• [Exercise objective]:
In your copy, leave out the pictures; write out all the data exactly.

════

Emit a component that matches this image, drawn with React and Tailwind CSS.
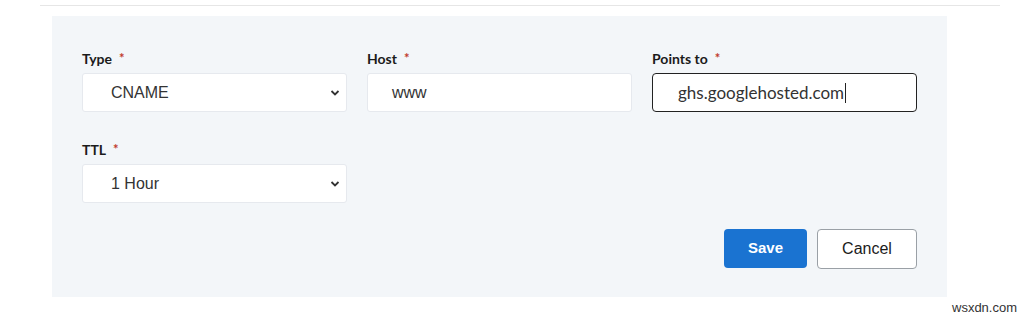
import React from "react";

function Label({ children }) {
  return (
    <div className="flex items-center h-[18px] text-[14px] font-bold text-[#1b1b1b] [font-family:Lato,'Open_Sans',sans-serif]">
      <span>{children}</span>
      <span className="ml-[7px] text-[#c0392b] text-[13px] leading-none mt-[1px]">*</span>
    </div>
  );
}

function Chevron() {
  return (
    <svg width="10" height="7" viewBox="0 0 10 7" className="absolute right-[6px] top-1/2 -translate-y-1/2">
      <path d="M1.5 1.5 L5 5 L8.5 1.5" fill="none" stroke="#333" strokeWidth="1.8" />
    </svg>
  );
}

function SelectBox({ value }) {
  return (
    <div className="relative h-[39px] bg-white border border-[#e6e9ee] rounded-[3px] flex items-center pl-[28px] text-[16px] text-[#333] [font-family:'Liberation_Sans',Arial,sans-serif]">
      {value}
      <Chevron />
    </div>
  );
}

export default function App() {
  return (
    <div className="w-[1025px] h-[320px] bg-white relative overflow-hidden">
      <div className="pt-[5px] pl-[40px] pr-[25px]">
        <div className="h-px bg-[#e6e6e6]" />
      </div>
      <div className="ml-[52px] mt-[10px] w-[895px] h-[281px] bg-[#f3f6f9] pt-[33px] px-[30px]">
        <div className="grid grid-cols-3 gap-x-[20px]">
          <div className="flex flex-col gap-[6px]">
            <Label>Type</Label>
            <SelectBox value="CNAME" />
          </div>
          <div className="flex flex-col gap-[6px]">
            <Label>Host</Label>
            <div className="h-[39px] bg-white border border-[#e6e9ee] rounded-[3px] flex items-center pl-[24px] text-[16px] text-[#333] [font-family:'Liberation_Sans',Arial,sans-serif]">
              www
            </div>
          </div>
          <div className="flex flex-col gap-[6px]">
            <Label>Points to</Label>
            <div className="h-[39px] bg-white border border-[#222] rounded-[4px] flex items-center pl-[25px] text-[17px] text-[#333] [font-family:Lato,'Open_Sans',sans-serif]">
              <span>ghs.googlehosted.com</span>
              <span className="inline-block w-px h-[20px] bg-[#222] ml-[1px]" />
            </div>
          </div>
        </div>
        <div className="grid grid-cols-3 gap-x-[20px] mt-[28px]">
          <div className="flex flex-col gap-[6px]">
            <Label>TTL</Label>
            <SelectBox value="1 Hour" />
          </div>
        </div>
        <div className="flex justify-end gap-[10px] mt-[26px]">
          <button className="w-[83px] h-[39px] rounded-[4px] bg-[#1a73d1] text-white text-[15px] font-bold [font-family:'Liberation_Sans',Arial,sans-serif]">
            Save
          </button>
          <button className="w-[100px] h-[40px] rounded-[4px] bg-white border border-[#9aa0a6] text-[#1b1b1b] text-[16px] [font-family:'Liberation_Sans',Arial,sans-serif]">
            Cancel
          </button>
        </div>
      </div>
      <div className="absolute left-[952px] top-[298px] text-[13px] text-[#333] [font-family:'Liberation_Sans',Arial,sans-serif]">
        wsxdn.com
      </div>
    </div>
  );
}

════

• [Exercise output]:
Emit a component that matches this image, drawn with React and Tailwind CSS.
import React from "react";

function Label({ children }) {
  return (
    <div className="flex items-center h-[18px] text-[14px] font-bold text-[#1b1b1b] [font-family:Lato,'Open_Sans',sans-serif]">
      <span>{children}</span>
      <span className="ml-[7px] text-[#c0392b] text-[13px] leading-none mt-[1px]">*</span>
    </div>
  );
}

function Chevron() {
  return (
    <svg width="10" height="7" viewBox="0 0 10 7" className="absolute right-[6px] top-1/2 -translate-y-1/2">
      <path d="M1.5 1.5 L5 5 L8.5 1.5" fill="none" stroke="#333" strokeWidth="1.8" />
    </svg>
  );
}

function SelectBox({ value }) {
  return (
    <div className="relative h-[39px] bg-white border border-[#e6e9ee] rounded-[3px] flex items-center pl-[28px] text-[16px] text-[#333] [font-family:'Liberation_Sans',Arial,sans-serif]">
      {value}
      <Chevron />
    </div>
  );
}

export default function App() {
  return (
    <div className="w-[1025px] h-[320px] bg-white relative overflow-hidden">
      <div className="pt-[5px] pl-[40px] pr-[25px]">
        <div className="h-px bg-[#e6e6e6]" />
      </div>
      <div className="ml-[52px] mt-[10px] w-[895px] h-[281px] bg-[#f3f6f9] pt-[33px] px-[30px]">
        <div className="grid grid-cols-3 gap-x-[20px]">
          <div className="flex flex-col gap-[6px]">
            <Label>Type</Label>
            <SelectBox value="CNAME" />
          </div>
          <div className="flex flex-col gap-[6px]">
            <Label>Host</Label>
            <div className="h-[39px] bg-white border border-[#e6e9ee] rounded-[3px] flex items-center pl-[24px] text-[16px] text-[#333] [font-family:'Liberation_Sans',Arial,sans-serif]">
              www
            </div>
          </div>
          <div className="flex flex-col gap-[6px]">
            <Label>Points to</Label>
            <div className="h-[39px] bg-white border border-[#222] rounded-[4px] flex items-center pl-[25px] text-[17px] text-[#333] [font-family:Lato,'Open_Sans',sans-serif]">
              <span>ghs.googlehosted.com</span>
              <span className="inline-block w-px h-[20px] bg-[#222] ml-[1px]" />
            </div>
          </div>
        </div>
        <div className="grid grid-cols-3 gap-x-[20px] mt-[28px]">
          <div className="flex flex-col gap-[6px]">
            <Label>TTL</Label>
            <SelectBox value="1 Hour" />
          </div>
        </div>
        <div className="flex justify-end gap-[10px] mt-[26px]">
          <button className="w-[83px] h-[39px] rounded-[4px] bg-[#1a73d1] text-white text-[15px] font-bold [font-family:'Liberation_Sans',Arial,sans-serif]">
            Save
          </button>
          <button className="w-[100px] h-[40px] rounded-[4px] bg-white border border-[#9aa0a6] text-[#1b1b1b] text-[16px] [font-family:'Liberation_Sans',Arial,sans-serif]">
            Cancel
          </button>
        </div>
      </div>
      <div className="absolute left-[952px] top-[298px] text-[13px] text-[#333] [font-family:'Liberation_Sans',Arial,sans-serif]">
        wsxdn.com
      </div>
    </div>
  );
}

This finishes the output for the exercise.